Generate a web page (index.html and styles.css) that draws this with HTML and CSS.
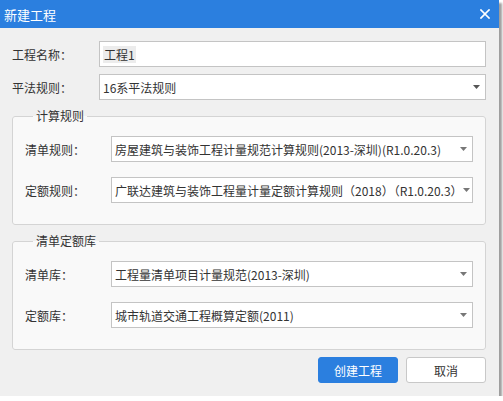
FILE: index.html
```html
<!DOCTYPE html>
<html lang="zh-CN">
<head>
<meta charset="utf-8">
<title>新建工程</title>
<link rel="stylesheet" href="styles.css">
</head>
<body>
<div class="dialog">
  <div class="titlebar">
    <span class="title">新建工程</span>
    <svg class="close" width="10" height="10" viewBox="0 0 10 10"><path d="M1 1 L9 9 M9 1 L1 9" stroke="#fff" stroke-width="1.7" stroke-linecap="square"/></svg>
  </div>
  <div class="content">
    <div class="row first">
      <span class="label">工程名称：</span>
      <div class="field"><span class="sel">工程1</span></div>
    </div>
    <div class="row second">
      <span class="label">平法规则：</span>
      <div class="field"><span class="text">16系平法规则</span><svg class="arrow" width="7" height="4" viewBox="0 0 7 4"><path d="M0 0 H7 L3.5 4 Z" fill="#555"/></svg></div>
    </div>
    <fieldset class="group calc">
      <legend>计算规则</legend>
      <div class="grow">
        <span class="glabel">清单规则：</span>
        <div class="field"><span class="text">房屋建筑与装饰工程计量规范计算规则(2013-深圳)(R1.0.20.3)</span><svg class="arrow" width="7" height="4" viewBox="0 0 7 4"><path d="M0 0 H7 L3.5 4 Z" fill="#777"/></svg></div>
      </div>
      <div class="grow">
        <span class="glabel">定额规则：</span>
        <div class="field"><span class="text">广联达建筑与装饰工程量计量定额计算规则（2018）（R1.0.20.3）</span><svg class="arrow" width="7" height="4" viewBox="0 0 7 4"><path d="M0 0 H7 L3.5 4 Z" fill="#777"/></svg></div>
      </div>
    </fieldset>
    <fieldset class="group lib">
      <legend>清单定额库</legend>
      <div class="grow">
        <span class="glabel">清单库：</span>
        <div class="field"><span class="text">工程量清单项目计量规范(2013-深圳)</span><svg class="arrow" width="7" height="4" viewBox="0 0 7 4"><path d="M0 0 H7 L3.5 4 Z" fill="#777"/></svg></div>
      </div>
      <div class="grow">
        <span class="glabel">定额库：</span>
        <div class="field"><span class="text">城市轨道交通工程概算定额(2011)</span><svg class="arrow" width="7" height="4" viewBox="0 0 7 4"><path d="M0 0 H7 L3.5 4 Z" fill="#777"/></svg></div>
      </div>
    </fieldset>
    <div class="buttons">
      <button class="btn primary">创建工程</button>
      <button class="btn">取消</button>
    </div>
  </div>
</div>
</body>
</html>
```
FILE: styles.css
```css
html, body {
  margin: 0;
  padding: 0;
  background: #ffffff;
}
body {
  font-family: "Noto Sans CJK SC", "Noto Sans", sans-serif;
  font-size: 12px;
  color: #333;
}
.dialog {
  width: 499px;
  height: 396px;
  background: #f0f0f0;
  box-shadow: 3px 3px 2px rgba(0, 0, 0, 0.38);
  display: flex;
  flex-direction: column;
}
.titlebar {
  height: 28px;
  background: #2b7fdf;
  display: flex;
  align-items: center;
  justify-content: space-between;
  padding: 0 9px 0 4px;
  flex: none;
}
.title {
  color: #fff;
  font-size: 13px;
  line-height: 16px;
  padding-top: 1px;
}
.close {
  display: block;
}
.content {
  padding: 13px 13px 0 12px;
  display: flex;
  flex-direction: column;
}
.row {
  display: flex;
  align-items: center;
  height: 26px;
}
.row.second {
  margin-top: 7px;
}
.label {
  width: 87px;
  flex: none;
  line-height: 16px;
  padding-top: 2px;
}
.field {
  flex: 1;
  height: 26px;
  box-sizing: border-box;
  border: 1px solid #c4c4c4;
  background: #fff;
  display: flex;
  align-items: center;
  padding: 0 5px 0 3px;
  line-height: 16px;
  white-space: nowrap;
  overflow: hidden;
}
.field .text {
  flex: 1;
  padding-top: 1px;
}
.field .sel {
  background: #ececec;
  padding: 1px 1px 0 1px;
}
.arrow {
  flex: none;
  display: block;
}
.group {
  margin: 8px 0 0 0;
  padding: 12px 12px 21px 12px;
  border: 1px solid #d4d4d4;
  border-radius: 3px;
  background: #f9f9f9;
  min-inline-size: 0;
  display: flex;
  flex-direction: column;
  gap: 15px;
}
.group legend {
  margin-left: 8px;
  padding: 0 3px;
  line-height: 16px;
  font-size: 12px;
  color: #333;
}
.grow {
  display: flex;
  align-items: center;
  height: 26px;
}
.glabel {
  width: 86px;
  flex: none;
  line-height: 16px;
  padding-top: 2px;
}
.buttons {
  margin-top: 7px;
  display: flex;
  justify-content: flex-end;
  gap: 8px;
}
.btn {
  width: 80px;
  height: 26px;
  box-sizing: border-box;
  border: 1px solid #c8c8c8;
  border-radius: 3px;
  background: #fff;
  color: #333;
  font-family: "Noto Sans CJK SC", "Noto Sans", sans-serif;
  font-size: 12px;
  line-height: 16px;
  padding: 1px 0 0 0;
}
.btn.primary {
  background: #2b7fdf;
  border-color: #2b7fdf;
  color: #fff;
}
```
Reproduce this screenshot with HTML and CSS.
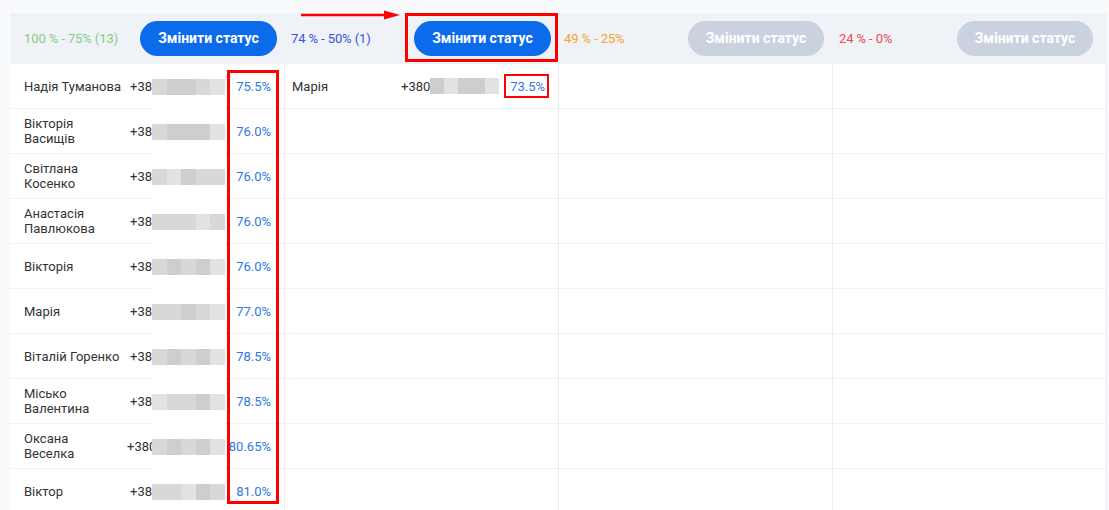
====
Apart from the pictures, the entries above are to be repeated in full and exactly.

Generate a web page (index.html and styles.css) that draws this with HTML and CSS.
FILE: index.html
```html
<!DOCTYPE html>
<html lang="zh-CN">
<head>
<meta charset="utf-8">
<title>新建工程</title>
<link rel="stylesheet" href="styles.css">
</head>
<body>
<div class="dialog">
  <div class="titlebar">
    <span class="title">新建工程</span>
    <svg class="close" width="10" height="10" viewBox="0 0 10 10"><path d="M1 1 L9 9 M9 1 L1 9" stroke="#fff" stroke-width="1.7" stroke-linecap="square"/></svg>
  </div>
  <div class="content">
    <div class="row first">
      <span class="label">工程名称：</span>
      <div class="field"><span class="sel">工程1</span></div>
    </div>
    <div class="row second">
      <span class="label">平法规则：</span>
      <div class="field"><span class="text">16系平法规则</span><svg class="arrow" width="7" height="4" viewBox="0 0 7 4"><path d="M0 0 H7 L3.5 4 Z" fill="#555"/></svg></div>
    </div>
    <fieldset class="group calc">
      <legend>计算规则</legend>
      <div class="grow">
        <span class="glabel">清单规则：</span>
        <div class="field"><span class="text">房屋建筑与装饰工程计量规范计算规则(2013-深圳)(R1.0.20.3)</span><svg class="arrow" width="7" height="4" viewBox="0 0 7 4"><path d="M0 0 H7 L3.5 4 Z" fill="#777"/></svg></div>
      </div>
      <div class="grow">
        <span class="glabel">定额规则：</span>
        <div class="field"><span class="text">广联达建筑与装饰工程量计量定额计算规则（2018）（R1.0.20.3）</span><svg class="arrow" width="7" height="4" viewBox="0 0 7 4"><path d="M0 0 H7 L3.5 4 Z" fill="#777"/></svg></div>
      </div>
    </fieldset>
    <fieldset class="group lib">
      <legend>清单定额库</legend>
      <div class="grow">
        <span class="glabel">清单库：</span>
        <div class="field"><span class="text">工程量清单项目计量规范(2013-深圳)</span><svg class="arrow" width="7" height="4" viewBox="0 0 7 4"><path d="M0 0 H7 L3.5 4 Z" fill="#777"/></svg></div>
      </div>
      <div class="grow">
        <span class="glabel">定额库：</span>
        <div class="field"><span class="text">城市轨道交通工程概算定额(2011)</span><svg class="arrow" width="7" height="4" viewBox="0 0 7 4"><path d="M0 0 H7 L3.5 4 Z" fill="#777"/></svg></div>
      </div>
    </fieldset>
    <div class="buttons">
      <button class="btn primary">创建工程</button>
      <button class="btn">取消</button>
    </div>
  </div>
</div>
</body>
</html>
```
FILE: styles.css
```css
html, body {
  margin: 0;
  padding: 0;
  background: #ffffff;
}
body {
  font-family: "Noto Sans CJK SC", "Noto Sans", sans-serif;
  font-size: 12px;
  color: #333;
}
.dialog {
  width: 499px;
  height: 396px;
  background: #f0f0f0;
  box-shadow: 3px 3px 2px rgba(0, 0, 0, 0.38);
  display: flex;
  flex-direction: column;
}
.titlebar {
  height: 28px;
  background: #2b7fdf;
  display: flex;
  align-items: center;
  justify-content: space-between;
  padding: 0 9px 0 4px;
  flex: none;
}
.title {
  color: #fff;
  font-size: 13px;
  line-height: 16px;
  padding-top: 1px;
}
.close {
  display: block;
}
.content {
  padding: 13px 13px 0 12px;
  display: flex;
  flex-direction: column;
}
.row {
  display: flex;
  align-items: center;
  height: 26px;
}
.row.second {
  margin-top: 7px;
}
.label {
  width: 87px;
  flex: none;
  line-height: 16px;
  padding-top: 2px;
}
.field {
  flex: 1;
  height: 26px;
  box-sizing: border-box;
  border: 1px solid #c4c4c4;
  background: #fff;
  display: flex;
  align-items: center;
  padding: 0 5px 0 3px;
  line-height: 16px;
  white-space: nowrap;
  overflow: hidden;
}
.field .text {
  flex: 1;
  padding-top: 1px;
}
.field .sel {
  background: #ececec;
  padding: 1px 1px 0 1px;
}
.arrow {
  flex: none;
  display: block;
}
.group {
  margin: 8px 0 0 0;
  padding: 12px 12px 21px 12px;
  border: 1px solid #d4d4d4;
  border-radius: 3px;
  background: #f9f9f9;
  min-inline-size: 0;
  display: flex;
  flex-direction: column;
  gap: 15px;
}
.group legend {
  margin-left: 8px;
  padding: 0 3px;
  line-height: 16px;
  font-size: 12px;
  color: #333;
}
.grow {
  display: flex;
  align-items: center;
  height: 26px;
}
.glabel {
  width: 86px;
  flex: none;
  line-height: 16px;
  padding-top: 2px;
}
.buttons {
  margin-top: 7px;
  display: flex;
  justify-content: flex-end;
  gap: 8px;
}
.btn {
  width: 80px;
  height: 26px;
  box-sizing: border-box;
  border: 1px solid #c8c8c8;
  border-radius: 3px;
  background: #fff;
  color: #333;
  font-family: "Noto Sans CJK SC", "Noto Sans", sans-serif;
  font-size: 12px;
  line-height: 16px;
  padding: 1px 0 0 0;
}
.btn.primary {
  background: #2b7fdf;
  border-color: #2b7fdf;
  color: #fff;
}
```
Reproduce this screenshot with HTML and CSS.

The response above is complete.